Incurante di tutte queste grosse falle nel proprio ragionamento, Ricolfi si lancia a questo punto in un’intemerata sulla mancanza di sacrificio, di capacità di tollerare la fatica, di rigore da parte delle nuove generazioni, che sono state rovinate dal fatto che non si boccia più. Questo in realtà è né un ragionamento né un’indagine sociologica: sono luoghi comuni, per non dire semplicemente delle grandi panzane.
Innanzitutto, nelle scuole italiane si boccia. Quanto a bocciature, L’Italia è al di sopra della media OCSE, con un 16-17% di studenti bocciati nel percorso educativo complessivo, anche se poi in realtà le bocciature avvengono per la grande maggior parte nel primo biennio delle superiori. Certo, ci sono Paesi che bocciano molto di più: Macao, la Tunisia, il Brasile e l’Uruguay sono in testa alla classifica, ben oltre il 40% di bocciati. Sono loro il nostro modello?
Abbiamo anche un tasso di abbandono scolastico molto alto, che nelle regioni meridionali e in particolare in Sardegna arriva a tassi superiori al 20% e in generale si è attestato nel 2018 intorno al 14,5%. Dieci anni fa, questo dato era addirittura al 19,2%. Se andiamo ancora più indietro, scopriamo che le scuole superiori ancora nel 1985 erano appannaggio di poco più di metà della popolazione adolescente italiana.
Si aggiunga a questi dati anche qualche confronto impietoso con il resto d’Europa. Nella fascia d’età 25-64 i diplomati sono il 60,9% contro il 77,5% della media Ue28, mentre quanto a lauree, nella fascia 30-34 anni, in Italia siamo al 26,9% a fronte del 39,9% della media Ue28 (media che ingloba quindi anche l’Italia stessa e molti Paesi assai poco competitivi, laddove il confronto diretto con i Paesi davvero avanzati sarebbe ancora più imbarazzante).

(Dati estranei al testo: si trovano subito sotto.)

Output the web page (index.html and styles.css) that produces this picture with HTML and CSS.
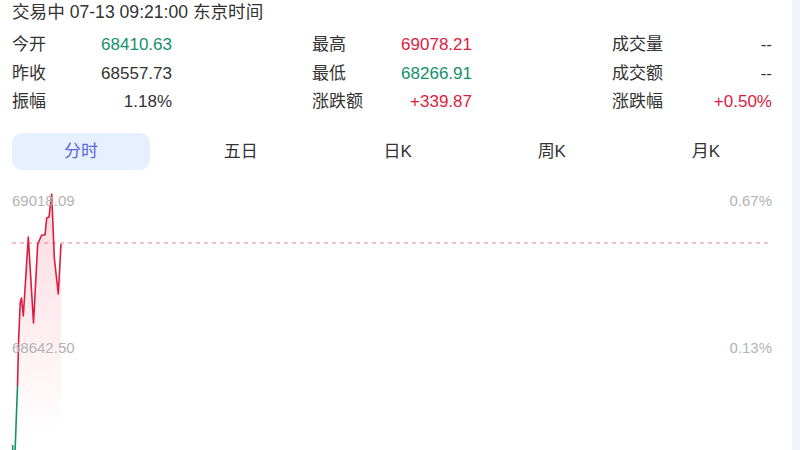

Esattamente, quindi, Ricolfi di quale infiacchimento, di quale inflazione sta parlando? Come può dire che i “pezzi di carta fioccano”? Ricolfi, nonostante la sua statura accademica, non è riuscito a mettere insieme un quadro della situazione dell’istruzione italiana minimamente credibile, che corrobora con dati sbagliati o con vere e proprie bufale (ricorrenti sono quelle da lui citate del datore di lavoro che non trova lavoratori e si lamenta…generalmente si tratta di qualcuno che non ha ancora capito come si cerca del personale ai tempi di internet, e non trova nessuno). Si è limitato a rinverdire il topos dell'”umarell didattico”, ripetendo luoghi comuni che circolano sin dai tempi degli antichi greci, dell’antico Egitto e dell’antica Babilonia, come a suo tempo ha dimostrato Franco Nembrini in un sapido video di qualche anno fa.
La scuola italiana ha le sue belle difficoltà: sottofinanziata, incapace di selezionare insegnanti capaci, materialmente cadente, non riesce ad adempiere al suo ruolo di costruzione di capitale umano o almeno non quanto servirebbe. Se se ne vuole fare qualcosa di utile bisogna migliorare radicalmente la qualità della didattica, abbattere l’abbandono scolastico, fornire un legame strutturale con il mondo del lavoro e curare con molta più attenzione la formazione degli adulti, che in Italia è largamente deficitaria. Ma tutto questo trascende di molto il vanverismo pedagogico di Ricolfi, ed è un peccato, perché di analisi spassionate e concrete della scuola italiana abbiamo bisogno come il pane.